### Required work
Locate each line containing the string "that" and copy it out.

### Dataset extract
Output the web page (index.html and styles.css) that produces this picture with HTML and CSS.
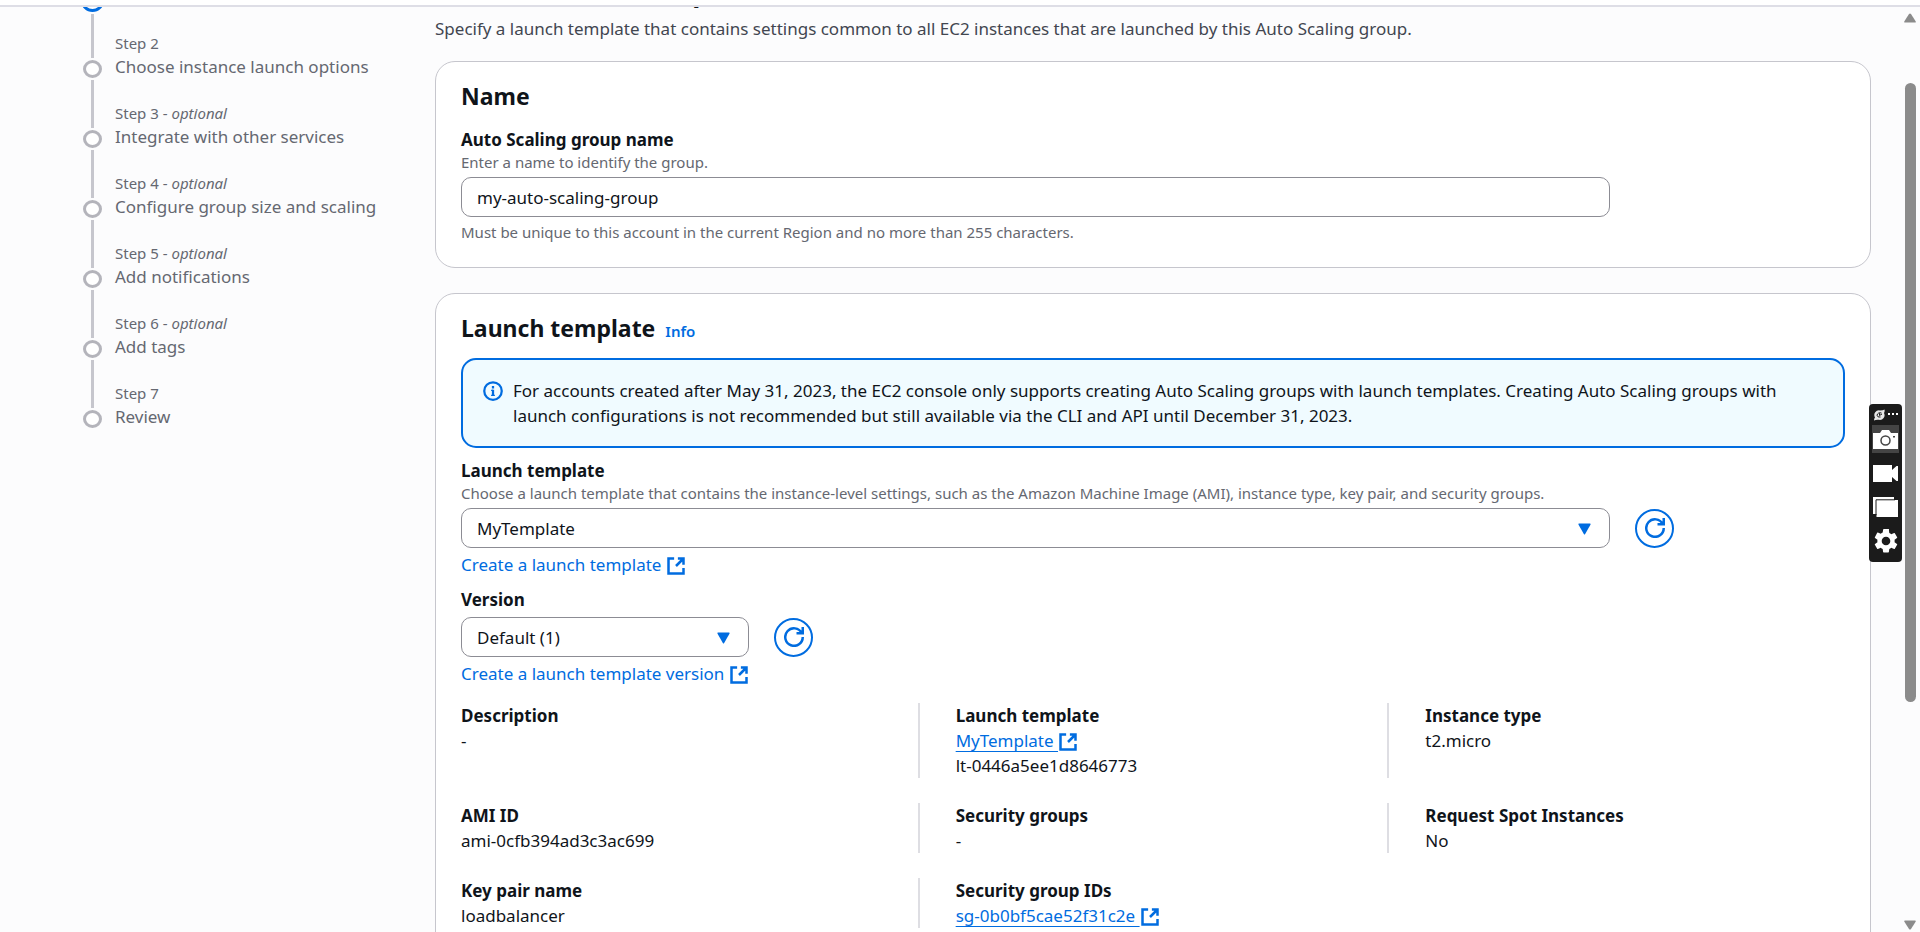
FILE: index.html
```html
<!DOCTYPE html>
<html lang="en">
<head>
<meta charset="utf-8">
<title>Create Auto Scaling group</title>
<link rel="stylesheet" href="styles.css">
</head>
<body>
<svg class="defs" aria-hidden="true">
  <symbol id="external" viewBox="0 0 16 16"><path d="M9.500 2H14v5M8 8l6-6M14 9.500V14H2V2h4.500" fill="none" stroke="currentColor" stroke-width="2"/></symbol>
  <symbol id="refresh" viewBox="0 0 16 16"><path d="M10 5h5V0M15 8a7 7 0 1 1-.8-3.2" fill="none" stroke="currentColor" stroke-width="2"/></symbol>
  <symbol id="caret" viewBox="0 0 12 11"><path d="M1 .5h10q1 0 .5 1L6.6 10q-.6 1-1.200 0L.5 1.500q-.5-1 .5-1z" fill="currentColor"/></symbol>
</svg>
<header class="topbar"></header>
<div class="viewport">
  <div class="page">
    <nav class="steps" aria-label="Steps">
      <ol class="step-list">
        <li class="step active"><span class="rail"><i class="line-in"></i><i class="dot"></i><i class="line-out"></i></span><div><div class="step-label">Step 1</div><div class="step-title">Choose launch template</div></div></li>
        <li class="step"><span class="rail"><i class="line-in"></i><i class="dot"></i><i class="line-out"></i></span><div><div class="step-label">Step 2</div><div class="step-title">Choose instance launch options</div></div></li>
        <li class="step"><span class="rail"><i class="line-in"></i><i class="dot"></i><i class="line-out"></i></span><div><div class="step-label">Step 3 - <em>optional</em></div><div class="step-title">Integrate with other services</div></div></li>
        <li class="step"><span class="rail"><i class="line-in"></i><i class="dot"></i><i class="line-out"></i></span><div><div class="step-label">Step 4 - <em>optional</em></div><div class="step-title">Configure group size and scaling</div></div></li>
        <li class="step"><span class="rail"><i class="line-in"></i><i class="dot"></i><i class="line-out"></i></span><div><div class="step-label">Step 5 - <em>optional</em></div><div class="step-title">Add notifications</div></div></li>
        <li class="step"><span class="rail"><i class="line-in"></i><i class="dot"></i><i class="line-out"></i></span><div><div class="step-label">Step 6 - <em>optional</em></div><div class="step-title">Add tags</div></div></li>
        <li class="step"><span class="rail"><i class="line-in"></i><i class="dot"></i></span><div><div class="step-label">Step 7</div><div class="step-title">Review</div></div></li>
      </ol>
    </nav>
    <main class="content">
      <h1 class="page-title">Choose launch template</h1>
      <p class="page-desc">Specify a launch template that contains settings common to all EC2 instances that are launched by this Auto Scaling group.</p>

      <section class="card">
        <h2 class="card-title">Name</h2>
        <div class="field name-field">
          <label class="label" for="group-name">Auto Scaling group name</label>
          <p class="hint">Enter a name to identify the group.</p>
          <div class="row"><input class="control wide" id="group-name" type="text" value="my-auto-scaling-group"></div>
          <p class="hint below">Must be unique to this account in the current Region and no more than 255 characters.</p>
        </div>
      </section>

      <section class="card">
        <h2 class="card-title">Launch template <a class="info" href="#info">Info</a></h2>
        <div class="alert">
          <svg class="icon" viewBox="0 0 16 16" aria-hidden="true"><circle cx="8" cy="8" r="7" fill="none" stroke="currentColor" stroke-width="1.800"/><path d="M8 7v5M8 4v2" stroke="currentColor" stroke-width="1.800"/><path d="M6.500 7.500H8M6.500 11.500h3" stroke="currentColor"/></svg>
          <p class="alert-text">For accounts created after May 31, 2023, the EC2 console only supports creating Auto Scaling groups with launch templates. Creating Auto Scaling groups with launch configurations is not recommended but still available via the CLI and API until December 31, 2023.</p>
        </div>
        <div class="field">
          <label class="label" for="template">Launch template</label>
          <p class="hint">Choose a launch template that contains the instance-level settings, such as the Amazon Machine Image (AMI), instance type, key pair, and security groups.</p>
          <div class="row">
            <div class="select-wrap wide"><select class="control" id="template"><option>MyTemplate</option></select><svg class="caret" aria-hidden="true"><use href="#caret"/></svg></div>
            <button class="refresh" type="button" aria-label="Refresh launch templates"><svg class="icon"><use href="#refresh"/></svg></button>
          </div>
          <a class="link" href="#create">Create a launch template <svg class="icon"><use href="#external"/></svg></a>
        </div>
        <div class="field">
          <label class="label" for="version">Version</label>
          <div class="row">
            <div class="select-wrap narrow"><select class="control" id="version"><option>Default (1)</option></select><svg class="caret" aria-hidden="true"><use href="#caret"/></svg></div>
            <button class="refresh" type="button" aria-label="Refresh versions"><svg class="icon"><use href="#refresh"/></svg></button>
          </div>
          <a class="link" href="#create-version">Create a launch template version <svg class="icon"><use href="#external"/></svg></a>
        </div>
        <dl class="details">
          <div class="cell"><dt>Description</dt><dd>-</dd></div>
          <div class="cell"><dt>Launch template</dt><dd><a class="link underlined" href="#template">MyTemplate <svg class="icon"><use href="#external"/></svg></a></dd><dd>lt-0446a5ee1d8646773</dd></div>
          <div class="cell"><dt>Instance type</dt><dd>t2.micro</dd></div>
          <div class="cell"><dt>AMI ID</dt><dd>ami-0cfb394ad3c3ac699</dd></div>
          <div class="cell"><dt>Security groups</dt><dd>-</dd></div>
          <div class="cell"><dt>Request Spot Instances</dt><dd>No</dd></div>
          <div class="cell"><dt>Key pair name</dt><dd>loadbalancer</dd></div>
          <div class="cell"><dt>Security group IDs</dt><dd><a class="link underlined" href="#sg">sg-0b0bf5cae52f31c2e <svg class="icon"><use href="#external"/></svg></a></dd></div>
        </dl>
      </section>
    </main>
  </div>
  <div class="scrollbar" aria-hidden="true">
    <svg class="arrow" viewBox="0 0 12 10"><path d="M1 9.500h10q1.200 0 .6-1.200L7 1Q6 0 5 1L.4 8.300Q-.2 9.500 1 9.500z" fill="#8b8b8b"/></svg>
    <div class="track"><div class="thumb"></div></div>
    <svg class="arrow" viewBox="0 0 12 10"><path d="M1 .5h10q1.200 0 .6 1.200L7 9Q6 10 5 9L.4 1.700Q-.2.5 1 .5z" fill="#8b8b8b"/></svg>
  </div>
</div>
<div class="recorder" role="toolbar" aria-label="Screen capture">
  <div class="recorder-head">
    <svg width="11" height="12" viewBox="0 0 11 12"><path d="M0 11.500Q0 9.500 1 8.500A4.700 4.700 0 0 1 6 1.500Q9 1.500 10.500.5q.5 2-.5 3.500A4.700 4.700 0 0 1 5 10.800Q2 10.500 0 11.500z" fill="#e8e8e8"/><path d="M7.500 4Q4 3 3 6.200 3.500 8.700 6.500 8M5.500 4.200V6.500L8 5" fill="none" stroke="#1b1b1b"/></svg>
    <svg width="11" height="3" viewBox="0 0 11 3"><path d="M0 0h2v2H0zM4 0h2v2H4zM8 0h2v2H8z" fill="#fff"/></svg>
  </div>
  <button class="tool selected" type="button" aria-label="Screenshot"><svg width="25" height="19" viewBox="0 0 25 19"><path d="M0 3h7l2-3h7l2 3h7v16H0z" fill="#fff"/><circle cx="12.500" cy="10.500" r="4.500" fill="#fff" stroke="#444" stroke-width="1.500"/><path d="M20 6h2v1.500h-2z" fill="#444"/></svg></button>
  <button class="tool" type="button" aria-label="Record"><svg width="25" height="17" viewBox="0 0 25 17"><path d="M0 0h19v5l4.500-4H25v15h-1.500L19 12v5H0z" fill="#fff"/></svg></button>
  <button class="tool" type="button" aria-label="Gallery"><svg width="25" height="20" viewBox="0 0 25 20"><path d="M0 0h21v17H0zM3.500 3H25v17H3.500z" fill="#fff"/><path d="M3 18V2.800h19" fill="none" stroke="#1b1b1b"/></svg></button>
  <button class="tool" type="button" aria-label="Settings"><svg width="24" height="24" viewBox="2 2 20 20"><path fill="#fff" fill-rule="evenodd" d="M19.140 12.940c.04-.3.060-.61.060-.94s-.02-.64-.07-.94l2.030-1.580a.49.49 0 0 0 .12-.61l-1.920-3.320a.49.49 0 0 0-.59-.22l-2.390.96a7 7 0 0 0-1.620-.94l-.36-2.540A.48.48 0 0 0 13.920 2h-3.840a.48.48 0 0 0-.47.410l-.36 2.540c-.59.240-1.130.570-1.620.940l-2.390-.96a.49.49 0 0 0-.59.220L2.740 8.870a.47.470 0 0 0 .12.610l2.030 1.580c-.05.3-.09.630-.09.940s.02.640.07.940l-2.030 1.580a.49.49 0 0 0-.12.610l1.920 3.320c.12.220.37.290.59.220l2.390-.96c.5.380 1.030.7 1.620.940l.36 2.540c.05.240.24.410.480.410h3.840c.24 0 .44-.17.470-.41l.36-2.540c.59-.24 1.130-.56 1.620-.94l2.390.96c.22.080.47 0 .59-.22l1.920-3.320a.47.470 0 0 0-.12-.61zM12 15.600a3.600 3.600 0 1 1 0-7.200 3.600 3.600 0 0 1 0 7.200z"/></svg></button>
</div>
</body>
</html>
```
FILE: styles.css
```css
* { box-sizing: border-box; }

body {
  margin: 0;
  height: 100vh;
  display: flex;
  flex-direction: column;
  overflow: hidden;
  background: #fcfcfd;
  color: #0f141a;
  font: 17px/25px "Noto Sans", "Open Sans", sans-serif;
}

h1, h2, p, dl, dd, ol { margin: 0; padding: 0; }
.defs { display: none; }

.topbar {
  flex: none;
  height: 7px;
  background: #fff;
  border-bottom: 2px solid #dedee6;
}

.viewport {
  flex: 1;
  min-height: 0;
  display: flex;
  overflow: hidden;
}

/* The page is shown scrolled past the top of its heading. */
.page {
  flex: 1;
  display: grid;
  grid-template-columns: 435px 1fr;
  align-items: start;
  margin-top: -44px;
}

.steps { padding-left: 81px; }
.step-list { list-style: none; }
.step {
  display: flex;
  gap: 11px;
  min-height: 70px;
  color: #656871;
}
.rail {
  width: 23px;
  display: flex;
  flex-direction: column;
  align-items: center;
  gap: 2px;
}
.line-in { width: 3px; height: 25px; background: #c6c6cd; }
.line-out { width: 3px; flex: 1; background: #c6c6cd; }
.dot {
  width: 19px;
  height: 18px;
  border: 3px solid #b4b4bb;
  border-radius: 50%;
  background: #fff;
}
.active .dot { width: 23px; height: 22px; border-color: #006ce0; }
.step-label { font-size: 15px; line-height: 20px; }
.step-title { line-height: 28px; }
.active .step-title { color: #006ce0; font-weight: 600; }

.content { padding-right: 29px; }
.page-title { padding-top: 4px; font-size: 27px; line-height: 49px; }
.page-desc { color: #424650; }

.card {
  margin-top: 20px;
  padding: 19px 25px 25px;
  background: #fff;
  border: 1px solid #c6c6cd;
  border-radius: 20px;
}
.card + .card { margin-top: 25px; }
.card-title { font-size: 23px; line-height: 30px; }
.info {
  margin-left: 4px;
  font-size: 15px;
  font-weight: 600;
  line-height: 20px;
  color: #006ce0;
  text-decoration: none;
}

.field { padding-top: 10px; }
.name-field { padding-top: 16px; }
.label { display: block; font-weight: 700; }
.hint { font-size: 15px; line-height: 20px; color: #656871; }
.below { padding-top: 5px; }

/* Twelve-column form grid. */
.row {
  display: grid;
  grid-template-columns: repeat(12, 1fr);
  column-gap: 25px;
  align-items: center;
  padding-top: 5px;
}
.wide { grid-column: span 10; }
.narrow { grid-column: span 3; margin-right: 39px; }
.narrow + .refresh { margin-left: -39px; }

.control {
  display: block;
  width: 100%;
  height: 40px;
  padding: 0 15px;
  border: 1px solid #8c8c94;
  border-radius: 10px;
  background: #fff;
  color: #0f141a;
  font: inherit;
  appearance: none;
}
.select-wrap { position: relative; }
.caret {
  position: absolute;
  right: 19px;
  top: 15px;
  width: 13px;
  height: 12px;
  color: #006ce0;
  pointer-events: none;
}

.icon { width: 20px; height: 20px; flex: none; }
.refresh {
  display: flex;
  align-items: center;
  justify-content: center;
  width: 39px;
  height: 39px;
  padding: 0;
  border: 2px solid #006ce0;
  border-radius: 50%;
  background: #fff;
  color: #006ce0;
}

.alert {
  display: flex;
  gap: 10px;
  margin-top: 15px;
  padding: 18px 60px 18px 20px;
  border: 2px solid #006ce0;
  border-radius: 15px;
  background: #f0fbff;
}
.alert .icon { margin-top: 3px; color: #006ce0; }

.link { color: #006ce0; text-decoration: none; }
.link .icon { vertical-align: -5px; }
.underlined { text-decoration: underline; text-underline-offset: 4px; }
.field > .link { display: block; padding-top: 4px; }

.details {
  display: grid;
  grid-template-columns: 457fr 470fr 458fr;
  row-gap: 25px;
  padding-top: 17px;
}
.cell { padding-left: 36px; border-left: 2px solid #dedee3; }
.cell:nth-child(3n + 1) { padding-left: 0; border-left: 0; }
.cell dt { font-weight: 700; }

.scrollbar {
  width: 20px;
  display: flex;
  flex-direction: column;
  align-items: center;
  padding: 6px 0 2px;
}
.arrow { width: 12px; height: 10px; flex: none; }
.track { flex: 1; padding-top: 60px; }
.thumb { width: 11px; height: 74%; min-height: 40px; border-radius: 6px; background: #8b8b8b; }

/* Floating capture toolbar, docked over the right edge. */
.recorder {
  position: fixed;
  right: 18px;
  top: 404px;
  width: 33px;
  padding: 4px 3px 7px;
  border-radius: 4px;
  background: #1b1b1b;
}
.recorder-head {
  display: flex;
  align-items: center;
  justify-content: space-between;
  height: 13px;
  padding: 0 0 0 2px;
}
.tool {
  display: flex;
  align-items: center;
  justify-content: center;
  width: 27px;
  height: 28px;
  margin-bottom: 6px;
  padding: 0;
  border: 0;
  background: transparent;
}
.tool:last-child { margin-bottom: 0; }
.selected { margin-top: 4px; background: #444; }
```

### Problem solution
Output the web page (index.html and styles.css) that produces this picture with HTML and CSS.
      <p class="page-desc">Specify a launch template that contains settings common to all EC2 instances that are launched by this Auto Scaling group.</p>
          <p class="hint">Choose a launch template that contains the instance-level settings, such as the Amazon Machine Image (AMI), instance type, key pair, and security groups.</p>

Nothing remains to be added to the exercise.